Este domingo las lecturas nos traen un cierto escozor, una molestia evidente. Jesús hace el segundo anuncio de su pasión. Con este anuncio se va a poner en evidencia que los seres humanos somos sordos voluntarios de primera categoría. Nosotros, los que frecuentamos la Iglesia, no sólo no venimos a escucharlo a él, sino que, además, traemos nuestras propias expectativas, nuestras metas y deseos, y esto, hermanos y hermanas, es verdaderamente vergonzoso. Aunque en el texto se hace evidente que no somos solo nosotros los que no lo escuchamos. En el Evangelio se dice que los apóstoles tampoco lo oyeron hablar de su pasión, de su inminente muerte, como tampoco de su resurrección. No le pusieron ninguna atención, porque, contradictoriamente, calculaban quién podría ser el más importante cuando Cristo fuera coronado de gloria, proclamado señor del mundo. Aunque parezca mentira, tras ya varios meses de estar juntos, aquellos hombres todavía tenían aspiraciones políticas y de poder. Evidentemente, el ser humano afectado por el pecado tiende a ser vano, superficial y ambicioso.
Los apóstoles simplemente no escuchan a Jesús. Ellos están ocupados en sus maquinaciones. Nosotros, 2000 años después de la resurrección, tampoco lo escuchamos. Por ello no debe extrañarnos que en la primera lectura de la liturgia, de Sabiduría, se proponga a un hombre justo y santo que sería sometido a grandes castigos sólo porque los perversos querían demostrar que Dios no estaba con él. Ponen en escrutinio el actuar del Santo, del llamado hijo de Dios y, al atacarlo, pretenden obligar a Dios a meter la mano para lograr su rescate. Por eso probarán con ultrajes y tormentos, medirán su temple y probarán su paciencia.
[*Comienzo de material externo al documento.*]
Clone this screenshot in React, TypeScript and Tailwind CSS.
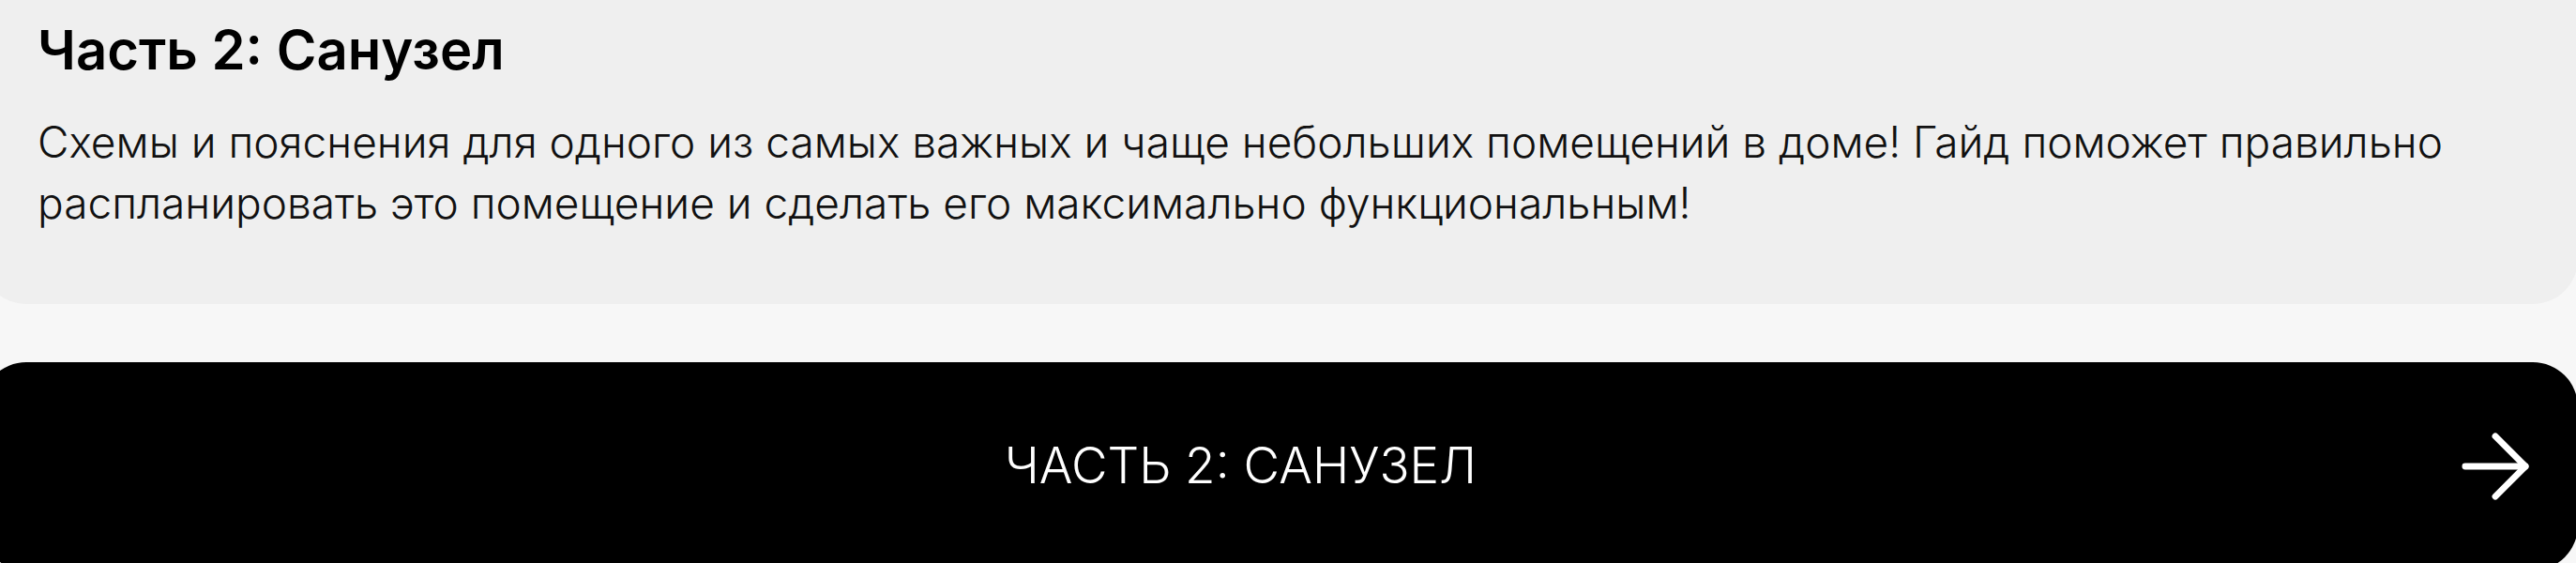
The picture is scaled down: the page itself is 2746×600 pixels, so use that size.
import React from "react";
import { ArrowRight } from "lucide-react";

export default function App() {
  return (
    <div className="w-full h-[600px] overflow-hidden bg-[#f7f7f7] font-['Inter','Noto_Sans',sans-serif]">
      {/* Guide description card */}
      <section className="ml-[-20px] w-[2768px] rounded-b-[48px] bg-[#efefef] pl-[60px] pr-[60px] pt-[18px] pb-[75px]">
        <h2 className="text-[58px] leading-[70px] font-semibold text-black">
          Часть 2: Санузел
        </h2>
        <p className="mt-[31px] text-[46px] leading-[65px] font-light text-[#111]">
          Схемы и пояснения для одного из самых важных и чаще небольших помещений в доме! Гайд поможет правильно
          <br />
          распланировать это помещение и сделать его максимально функциональным!
        </p>
      </section>

      {/* Call-to-action button */}
      <button className="mt-[62px] ml-[-20px] w-[2768px] h-[222px] rounded-[48px] bg-black flex items-center pl-[60px] pr-[33px] text-white">
        <span className="flex-1 text-center text-[53px] font-light uppercase">
          Часть 2: Санузел
        </span>
        <ArrowRight className="w-[110px] h-[110px] shrink-0" strokeWidth={1.5} />
      </button>
    </div>
  );
}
No sabían que Dios, ciertamente, vendría para resucitarlo.
La segunda lectura, de la carta de Santiago, propone el corazón humano extraviado como origen de la rivalidad, la discordia, el desorden y la maldad, y deja ver que, si un ser humano lo quisiera, bien podría optar por la sabiduría, que genera pureza, paz, benevolencia y entendimiento. Santiago asegura, más aún, garantiza, que las luchas y las querellas que vivimos en el corazón son el resultado de las pasiones que combaten en nuestro interior. Y nos acusa de ser unos ambiciosos, que, porque no conseguimos lo que buscamos, somos capaces de asesinar. La envidia es, dice el apóstol, la madre de todas las guerras. Santiago asegura que nosotros no tenemos porque no pedimos, o porque pedimos mal, porque lo que buscamos es satisfacer nuestras pasiones.
El Evangelio, pues, pone de manifiesto la mezquindad humana y la inconsistencia de nuestros principios básicos como la amistad, el respeto, la consideración y hasta la inteligencia emocional. Paradójicamente Jesús destaca la figura de un niño. Para muchos judíos, e incluso muchos de nosotros, al menos hasta mitades del siglo XX, un niño era visto como basura, como desechable, como algo sencillamente prescindible, y, como morían tanto, que se podría reponer con otro embarazo sin reparar en que la gracia de Dios se derrama sobre cada criatura personalmente. Cristo pone las cosas en su lugar y asegura que el modo como en adelante acojamos a los niños determinará relación con nosotros, porque cuando recibimos a un niño lo recibimos a él y en él al mismo Padre Celestial. Por eso debemos cuidar la manera como tratamos a los demás, especialmente a los pequeños.